So in particular, the cotangent lift gives us a natural way to turn any diffeomorphism on configuration space into a symplectomorphism on phase space. Once can check that doing this for our change of coordinates here gives us the momentum coordinates \[\mathbf P=\mathbf p_1+\mathbf p_2\qquad\mathbf p=\frac{m_2\mathbf p_1-m_1\mathbf p_2}{m_1+m_2},\] and our Hamiltonian becomes \[H=\frac{|\mathbf P|^2}{2M}+\frac{|\mathbf p|^2}{2m}+V(\mathbf q),\] where \(M=m_1+m_2\) and \(m=m_1m_2/(m_1+m_2)\). (The reader is encouraged to verify these computations; it’s good practice!)

The point of this change of coordinates was to “decouple” the two parts of the Hamiltonian. The coordinate \(\mathbf Q\) is called the center of mass of the system; what we’ve shown is that our original system is equivalent to one with a free particle of mass \(M\) moving with the center of mass and a particle of mass \(m\) moving under the influence of the potential \(V\).

Central Potentials

As one more example of the relationship between symmetries and conservation laws, let’s consider a particle moving in a potential that depends only on the distance of that particle from the origin. That is, \[H=\frac{|\mathbf p|^2}{2m}+V(|\mathbf q|).\] This is a good model for a planet moving around the sun under the influence of Newtonian gravity; in this case we’ll have \(V(r)=-GMm/r\), where \(M\) is the mass of the sun and \(G\) is the gravitational constant.

But no matter what \(V\) is, the fact that it depends only on the length of \(\mathbf q\) means that the physics is preserved by any rotation about the origin. It’s worth being precise about what we mean by this: rotation about the origin is a diffeomorphism on configuration space, and to extend it to a symplectomorphism on phase space we need to take its cotangent lift.

If \(R_\theta\) is the rotation by \(\theta\) around the \(z\) axis, then \[\begin{aligned} (R_\theta)^\sharp(x,y,z,p_x,p_y,p_z)=(&\cos\theta x-\sin\theta y,\ \sin\theta x+\cos\theta y,\ z,\\ &\cos\theta p_x-\sin\theta p_y,\ \sin\theta p_x+\cos\theta p_y,\ p_z).\end{aligned}\] (The transpose of the inverse of \(R_\theta\) is just \(R_\theta\) itself, since \(R_\theta\) is orthogonal.) This is the map that has to preserve the Hamiltonian if our analysis is to go through, which means it’s important that \(H\) depends only on \(|\mathbf p|\) and \(|\mathbf q|\).

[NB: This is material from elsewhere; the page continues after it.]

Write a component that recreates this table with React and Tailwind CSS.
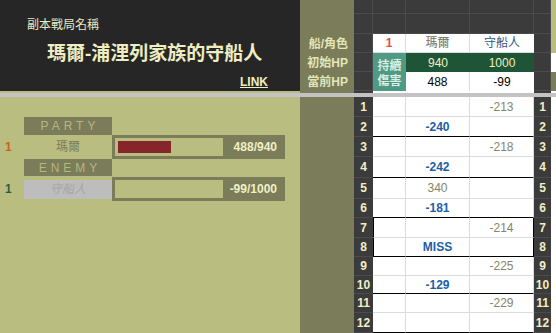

To get the vector field whose flow produces this symmetry, we take the derivative of this with respect to \(\theta\) at \(\theta=0\). We get \[X=-y\partial_x+x\partial_y-p_y\partial_{p_x}+p_x\partial_{p_y},\] which is \(X_{L_z}\) where \(L_z=xp_y-yp_x\).

We call \(L_z\) the angular momentum of our particle about the \(z\) axis, and this analysis shows that any physics arising from a Hamiltonian which is symmetric under rotations about the \(z\) axis.

A Note

It is easy to construct Hamiltonians which aren’t invariant under rotations or translations. Indeed, the one from the last example isn’t preserved by translations, and correspondingly we shouldn’t expect momentum to be conserved by, say, Newtonian gravity. Nonetheless, it’s believed by most physicists that the fundamental laws that the universe runs on, whatever they are, do have these two symmetries — the results of a physical experiment don’t depend on where you do it or which way you were facing — and that therefore conservation of linear and angular momentum hold in general.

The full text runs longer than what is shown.